Proclamar Libertação – Volume 37
Prédica: Lucas 4.1-13
Leituras: Deuteronômio 26.1-11 e Romanos 10.8b-13
Autor: Léo Zeno Konzen
Data Litúrgica: 1º Domingo na Quaresma
Data da Pregação: 17/02/2013
1. Introdução
O cotidiano precisa ser interrompido por datas e tempos especiais. Assim é a vida, assim também é a liturgia de nossas igrejas. Estamos no início de um desses tempos especiais: a Quaresma.
O foco da Quaresma é a preparação da Páscoa.

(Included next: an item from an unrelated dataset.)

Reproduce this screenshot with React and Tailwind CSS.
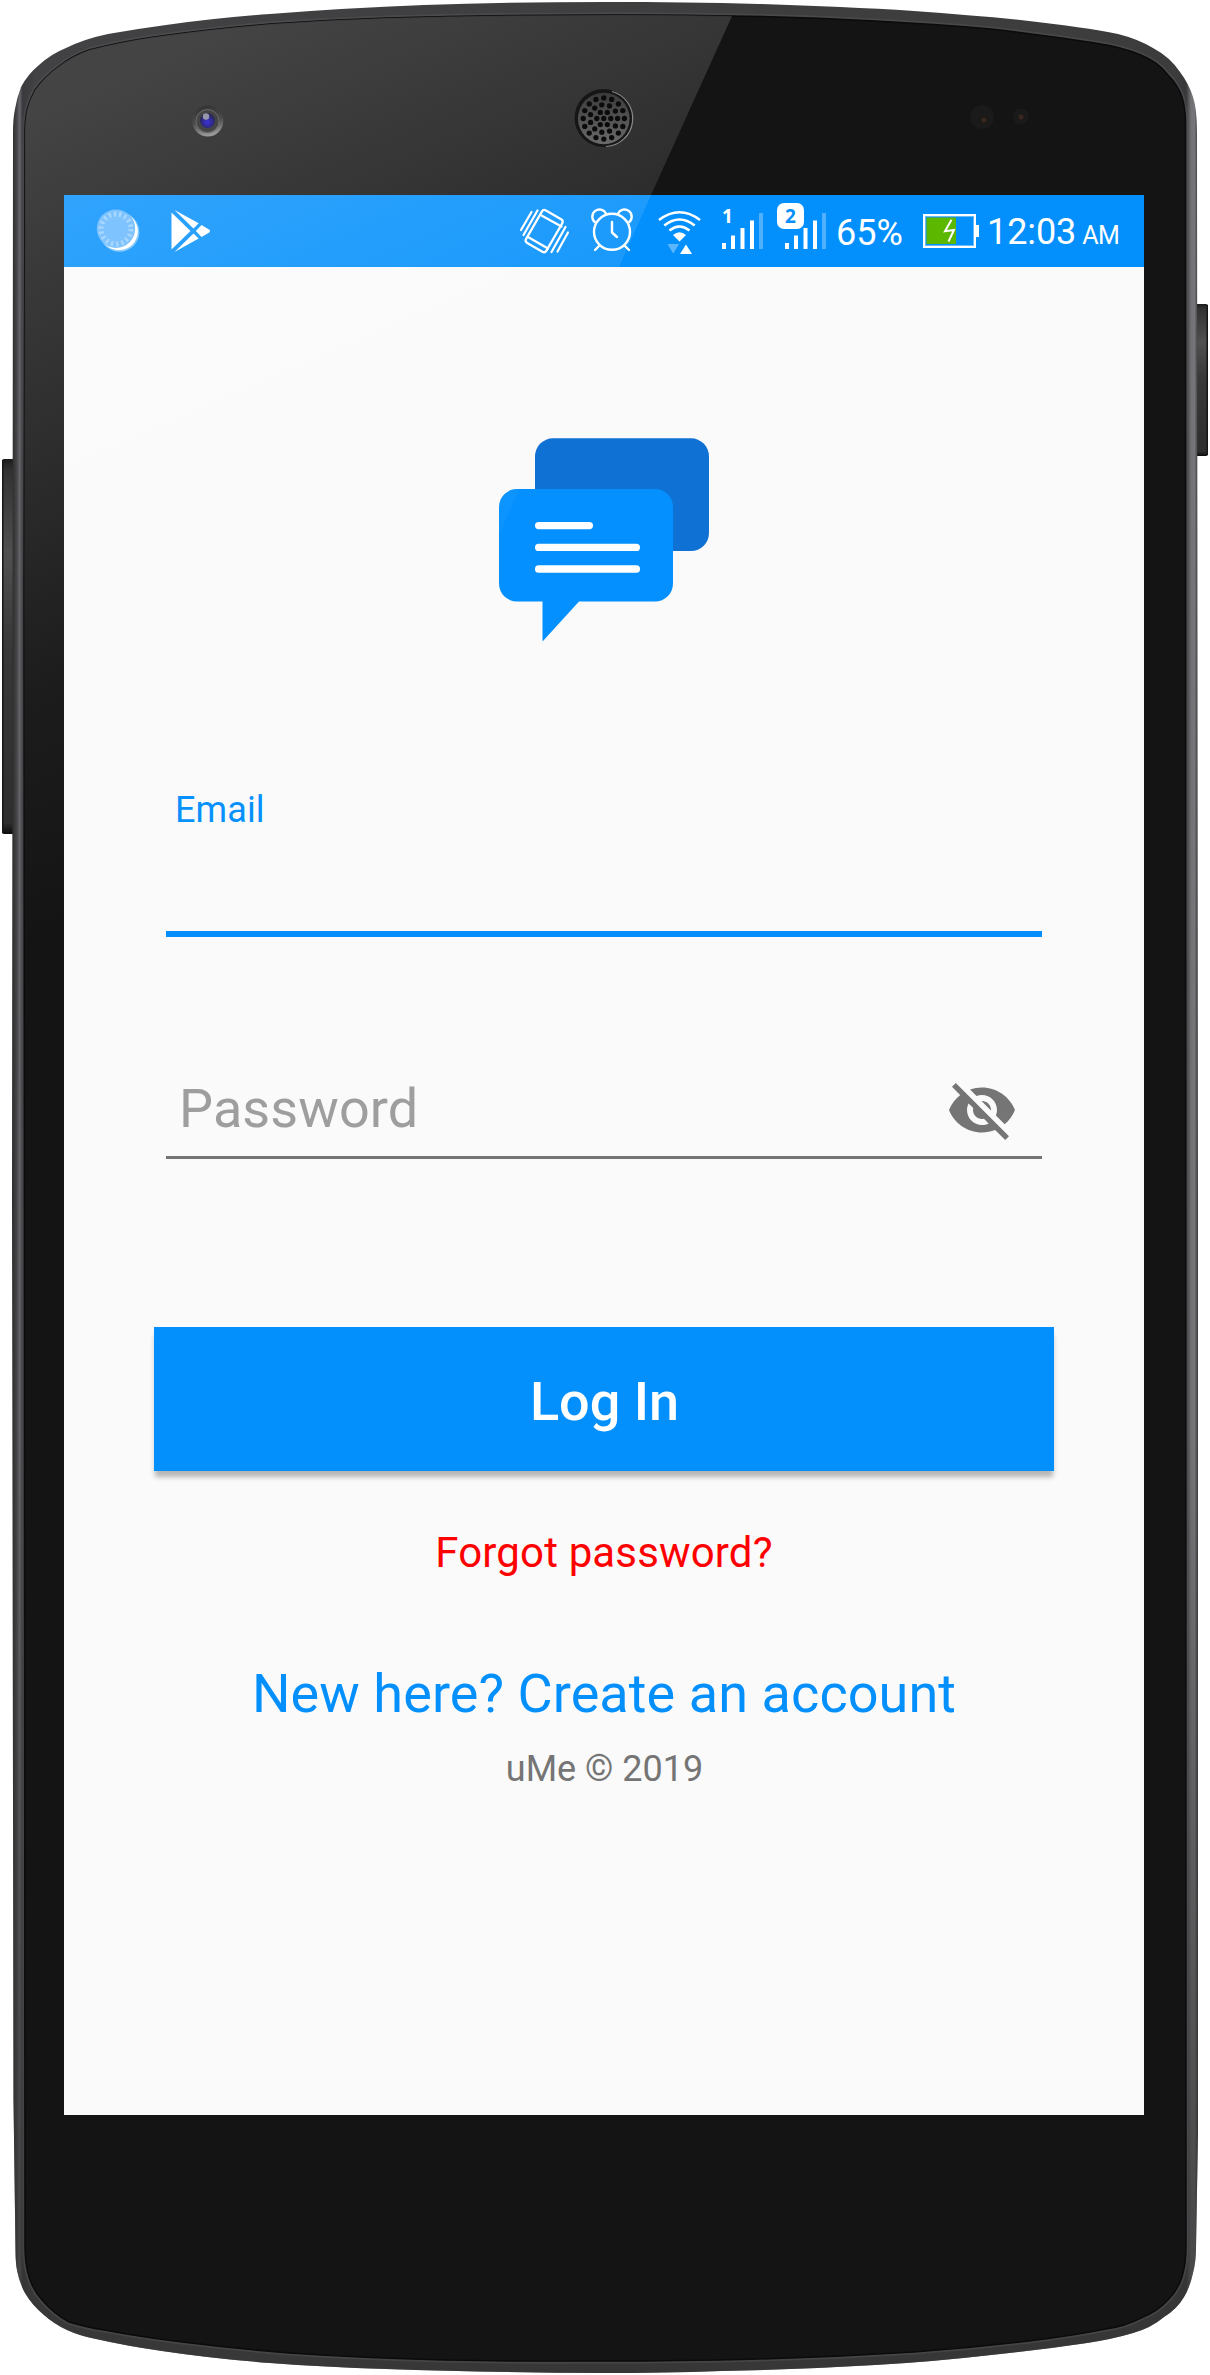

No horizonte, portanto, está a luz que já brilha e intensificará seu fulgor nos dias da Páscoa, que celebraremos depois dos quarenta dias de subida com Jesus a Jerusalém.
O texto do evangelho, sobre as tentações de Jesus, é uma espécie de resumo de sua vida dedicada ao projeto libertador do Pai. Ele lembra que foi o Espírito quem conduziu Jesus pelo deserto e que a caminhada foi cheia de armadilhas e dificuldades. Mas Jesus, com a luz e a força das Escrituras, venceu toda a tentação daqueles que tentavam afastá-lo de seus compromissos e seus sonhos.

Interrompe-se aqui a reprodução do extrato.